The three completed rounds saw both men booed after a quieter than expected start. Williams in particular took a more cautious approach than he has done of late, mitigating it by claiming that his mentor, George Peterson, “kept me on the choke chain”. Cintron was right in the fight and things were beginning to heat up just prior to the ending.

Under California rules, the fight went to the cards, with the judges returning a technical decision in Paul’s favour by scores of 40-36, 39-37 and 36-40. Cintron was left fuming at the decision and spoke of retirement post fight after claiming that he had been handed a defeat unfairly.

This strange anomaly of a fight joins the ranks of others from history which featured one of the combatants taking an unscheduled trip out of the ring.

Shannon Briggs pulled out a dramatic last round victory over Sergei Liakhovich in 2006 in Phoenix. The “White Wolf” from Belarus held a handy lead going into the final session, yet was stunned and dropped by the hard punching Brooklynite with less than half a minute to go in the fight. With mere seconds remaining, Liakhovich was bundled from the ring after catching a right hand, landing on a ringside table, where referee Robert Ferrara called a halt to affairs with just one second left on the clock.

There have been instances where fighters have been punched from the ring, only to return with a vengeance.

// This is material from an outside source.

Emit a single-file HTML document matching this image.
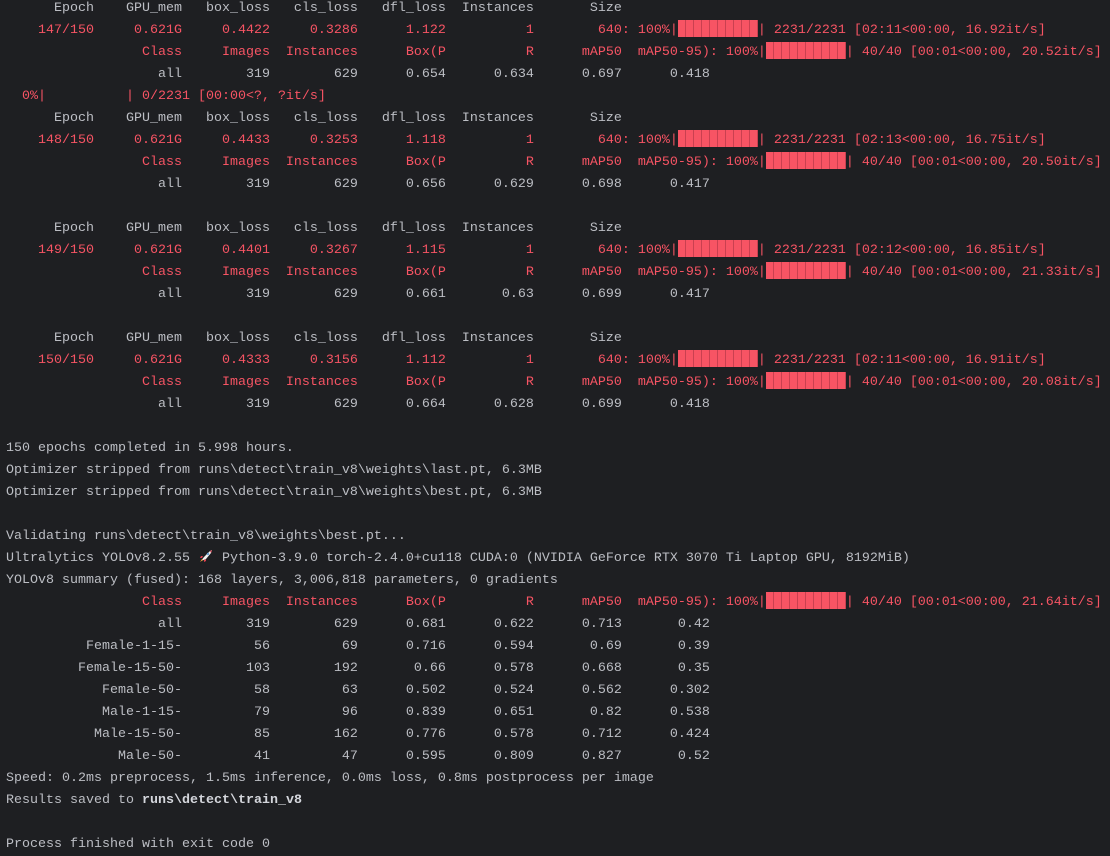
<!DOCTYPE html>
<html><head><meta charset="utf-8"><style>
html,body{margin:0;padding:0;background:#1e1f22;width:1110px;height:856px;overflow:hidden}
pre{margin:0;position:absolute;left:6px;top:-2px;font-family:"Liberation Mono","DejaVu Sans Mono",monospace;font-size:13.33px;line-height:22px;color:#bcbec4;white-space:pre}
.r{color:#f75464}
.b{display:inline-block;width:80px;height:17px;vertical-align:-4px;background:repeating-linear-gradient(90deg,#f75464 0 7px,#c94050 7px 8px)}
.k{display:inline-block;width:16px;height:14px;vertical-align:-2px}
b{font-weight:bold;color:#d4d6dc}
</style></head><body><pre>      Epoch    GPU_mem   box_loss   cls_loss   dfl_loss  Instances       Size
<span class="r">    147/150     0.621G     0.4422     0.3286      1.122          1        640: 100%|<span class="b"></span>| 2231/2231 [02:11&lt;00:00, 16.92it/s]</span>
<span class="r">                 Class     Images  Instances      Box(P          R      mAP50  mAP50-95): 100%|<span class="b"></span>| 40/40 [00:01&lt;00:00, 20.52it/s]</span>
                   all        319        629      0.654      0.634      0.697      0.418
<span class="r">  0%|          | 0/2231 [00:00&lt;?, ?it/s]</span>
      Epoch    GPU_mem   box_loss   cls_loss   dfl_loss  Instances       Size
<span class="r">    148/150     0.621G     0.4433     0.3253      1.118          1        640: 100%|<span class="b"></span>| 2231/2231 [02:13&lt;00:00, 16.75it/s]</span>
<span class="r">                 Class     Images  Instances      Box(P          R      mAP50  mAP50-95): 100%|<span class="b"></span>| 40/40 [00:01&lt;00:00, 20.50it/s]</span>
                   all        319        629      0.656      0.629      0.698      0.417

      Epoch    GPU_mem   box_loss   cls_loss   dfl_loss  Instances       Size
<span class="r">    149/150     0.621G     0.4401     0.3267      1.115          1        640: 100%|<span class="b"></span>| 2231/2231 [02:12&lt;00:00, 16.85it/s]</span>
<span class="r">                 Class     Images  Instances      Box(P          R      mAP50  mAP50-95): 100%|<span class="b"></span>| 40/40 [00:01&lt;00:00, 21.33it/s]</span>
                   all        319        629      0.661       0.63      0.699      0.417

      Epoch    GPU_mem   box_loss   cls_loss   dfl_loss  Instances       Size
<span class="r">    150/150     0.621G     0.4333     0.3156      1.112          1        640: 100%|<span class="b"></span>| 2231/2231 [02:11&lt;00:00, 16.91it/s]</span>
<span class="r">                 Class     Images  Instances      Box(P          R      mAP50  mAP50-95): 100%|<span class="b"></span>| 40/40 [00:01&lt;00:00, 20.08it/s]</span>
                   all        319        629      0.664      0.628      0.699      0.418

150 epochs completed in 5.998 hours.
Optimizer stripped from runs\detect\train_v8\weights\last.pt, 6.3MB
Optimizer stripped from runs\detect\train_v8\weights\best.pt, 6.3MB

Validating runs\detect\train_v8\weights\best.pt...
Ultralytics YOLOv8.2.55 <svg class="k" viewBox="0 0 16 14"><path d="M3 12 L6 8 L12 2 L14 1 L13 4 L8 10 Z" fill="#f2f2f2"/><path d="M12 2 L14 1 L13 4 Z" fill="#e04050"/><path d="M5 7 L3 7 L2 9 L4 9 Z M8 10 L8 12 L6 13 L6 11 Z" fill="#e04050"/><circle cx="10" cy="5" r="1.2" fill="#6aa0d0"/><path d="M2 13 L4 10 L5 11 Z" fill="#f0a030"/></svg> Python-3.9.0 torch-2.4.0+cu118 CUDA:0 (NVIDIA GeForce RTX 3070 Ti Laptop GPU, 8192MiB)
YOLOv8 summary (fused): 168 layers, 3,006,818 parameters, 0 gradients
<span class="r">                 Class     Images  Instances      Box(P          R      mAP50  mAP50-95): 100%|<span class="b"></span>| 40/40 [00:01&lt;00:00, 21.64it/s]</span>
                   all        319        629      0.681      0.622      0.713       0.42
          Female-1-15-         56         69      0.716      0.594       0.69       0.39
         Female-15-50-        103        192       0.66      0.578      0.668       0.35
            Female-50-         58         63      0.502      0.524      0.562      0.302
            Male-1-15-         79         96      0.839      0.651       0.82      0.538
           Male-15-50-         85        162      0.776      0.578      0.712      0.424
              Male-50-         41         47      0.595      0.809      0.827       0.52
Speed: 0.2ms preprocess, 1.5ms inference, 0.0ms loss, 0.8ms postprocess per image
Results saved to <b>runs\detect\train_v8</b>

Process finished with exit code 0
</pre></body></html>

Jack Dempsey managed it against Luis Firpo in 1923. After flattening “The Wild Bull of the Pampas” seven times in the opening round, Dempsey himself was walloped through the ropes before the initial three minutes was up. Dempsey allegedly cracked his noggin on a ringside typewriter and had to be helped back into the ring (illegally) by up to a dozen ringsiders depending on which report you consult. “The Manassa Mauler” rebounded savagely in the second round however, flattening the big Argentine twice within its first minute, to win by knockout and record an historic victory.

A couple of years back, Joel Casamayor was able to regroup after Michael Katsidis punched him through the ropes with a left-left-right combination, stopping the Aussie hard man in the tenth. Nigel Benn suffered a torrid pounding in the opener of his war with Gerald McClellan in 1995. After being forced to squat low to avoid McClellan’s ferocious onslaught, he was thumped through the bottom ropes and onto the ring apron. Benn managed to scramble back into the frying pan on terribly unsteady legs prior to the third man counting him out and, like Casamayor, triumphed in ten.

Bernard Hopkins was sent crashing to the outer ring floor in his first bout against Robert Allen in 1998, however, the offender on this occasion was referee Mills Lane rather than his opponent. Lane attempted to split the pair from a clinch, only to shove “The Executioner” out of the ring and out of the fight. The bout was ruled a no contest and Hopkins went on to stop Allen in seven rounds less than seven months later.

Cintron should have been afforded the opportunity to emulate Dempsey, Casamayor and Benn or at the very least, been saddled with a no contest ala Hopkins, rather than a loss. A standardised ruling system throughout the various American States and indeed the sport, can help avoid similar controversies in future.